• **SET TASK**: The complete listing should be restated exactly.

···

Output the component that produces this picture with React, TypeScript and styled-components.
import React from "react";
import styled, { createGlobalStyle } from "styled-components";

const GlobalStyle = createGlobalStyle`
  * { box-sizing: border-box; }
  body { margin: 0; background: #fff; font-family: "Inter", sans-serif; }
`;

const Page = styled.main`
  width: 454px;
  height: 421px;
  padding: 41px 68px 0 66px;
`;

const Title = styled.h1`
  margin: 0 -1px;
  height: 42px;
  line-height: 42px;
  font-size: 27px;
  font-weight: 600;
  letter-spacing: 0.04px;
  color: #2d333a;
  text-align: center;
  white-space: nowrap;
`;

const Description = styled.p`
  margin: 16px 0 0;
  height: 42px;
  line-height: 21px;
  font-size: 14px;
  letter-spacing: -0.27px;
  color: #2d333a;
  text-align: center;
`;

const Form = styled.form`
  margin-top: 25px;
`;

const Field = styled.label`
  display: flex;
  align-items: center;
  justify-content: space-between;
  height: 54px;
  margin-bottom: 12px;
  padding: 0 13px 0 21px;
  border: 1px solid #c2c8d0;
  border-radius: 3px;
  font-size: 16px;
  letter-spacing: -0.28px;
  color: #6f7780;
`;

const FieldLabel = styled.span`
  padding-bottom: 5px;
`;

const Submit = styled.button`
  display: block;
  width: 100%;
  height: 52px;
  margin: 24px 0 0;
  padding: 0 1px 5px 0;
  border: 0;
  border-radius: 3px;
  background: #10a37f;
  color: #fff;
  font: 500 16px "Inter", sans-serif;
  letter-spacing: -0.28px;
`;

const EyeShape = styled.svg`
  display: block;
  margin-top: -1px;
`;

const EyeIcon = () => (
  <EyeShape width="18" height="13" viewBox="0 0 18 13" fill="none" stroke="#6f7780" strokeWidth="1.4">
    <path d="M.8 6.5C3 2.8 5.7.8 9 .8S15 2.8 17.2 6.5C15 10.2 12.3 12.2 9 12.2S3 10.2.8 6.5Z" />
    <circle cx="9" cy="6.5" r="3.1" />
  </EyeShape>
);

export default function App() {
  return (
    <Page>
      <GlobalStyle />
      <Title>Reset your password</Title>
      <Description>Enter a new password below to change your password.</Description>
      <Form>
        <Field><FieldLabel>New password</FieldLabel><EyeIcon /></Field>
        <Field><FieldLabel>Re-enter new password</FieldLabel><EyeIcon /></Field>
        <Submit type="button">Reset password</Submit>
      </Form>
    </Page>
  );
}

···

• **CORRECT OUTPUT**:
Output the component that produces this picture with React, TypeScript and styled-components.
import React from "react";
import styled, { createGlobalStyle } from "styled-components";

const GlobalStyle = createGlobalStyle`
  * { box-sizing: border-box; }
  body { margin: 0; background: #fff; font-family: "Inter", sans-serif; }
`;

const Page = styled.main`
  width: 454px;
  height: 421px;
  padding: 41px 68px 0 66px;
`;

const Title = styled.h1`
  margin: 0 -1px;
  height: 42px;
  line-height: 42px;
  font-size: 27px;
  font-weight: 600;
  letter-spacing: 0.04px;
  color: #2d333a;
  text-align: center;
  white-space: nowrap;
`;

const Description = styled.p`
  margin: 16px 0 0;
  height: 42px;
  line-height: 21px;
  font-size: 14px;
  letter-spacing: -0.27px;
  color: #2d333a;
  text-align: center;
`;

const Form = styled.form`
  margin-top: 25px;
`;

const Field = styled.label`
  display: flex;
  align-items: center;
  justify-content: space-between;
  height: 54px;
  margin-bottom: 12px;
  padding: 0 13px 0 21px;
  border: 1px solid #c2c8d0;
  border-radius: 3px;
  font-size: 16px;
  letter-spacing: -0.28px;
  color: #6f7780;
`;

const FieldLabel = styled.span`
  padding-bottom: 5px;
`;

const Submit = styled.button`
  display: block;
  width: 100%;
  height: 52px;
  margin: 24px 0 0;
  padding: 0 1px 5px 0;
  border: 0;
  border-radius: 3px;
  background: #10a37f;
  color: #fff;
  font: 500 16px "Inter", sans-serif;
  letter-spacing: -0.28px;
`;

const EyeShape = styled.svg`
  display: block;
  margin-top: -1px;
`;

const EyeIcon = () => (
  <EyeShape width="18" height="13" viewBox="0 0 18 13" fill="none" stroke="#6f7780" strokeWidth="1.4">
    <path d="M.8 6.5C3 2.8 5.7.8 9 .8S15 2.8 17.2 6.5C15 10.2 12.3 12.2 9 12.2S3 10.2.8 6.5Z" />
    <circle cx="9" cy="6.5" r="3.1" />
  </EyeShape>
);

export default function App() {
  return (
    <Page>
      <GlobalStyle />
      <Title>Reset your password</Title>
      <Description>Enter a new password below to change your password.</Description>
      <Form>
        <Field><FieldLabel>New password</FieldLabel><EyeIcon /></Field>
        <Field><FieldLabel>Re-enter new password</FieldLabel><EyeIcon /></Field>
        <Submit type="button">Reset password</Submit>
      </Form>
    </Page>
  );
}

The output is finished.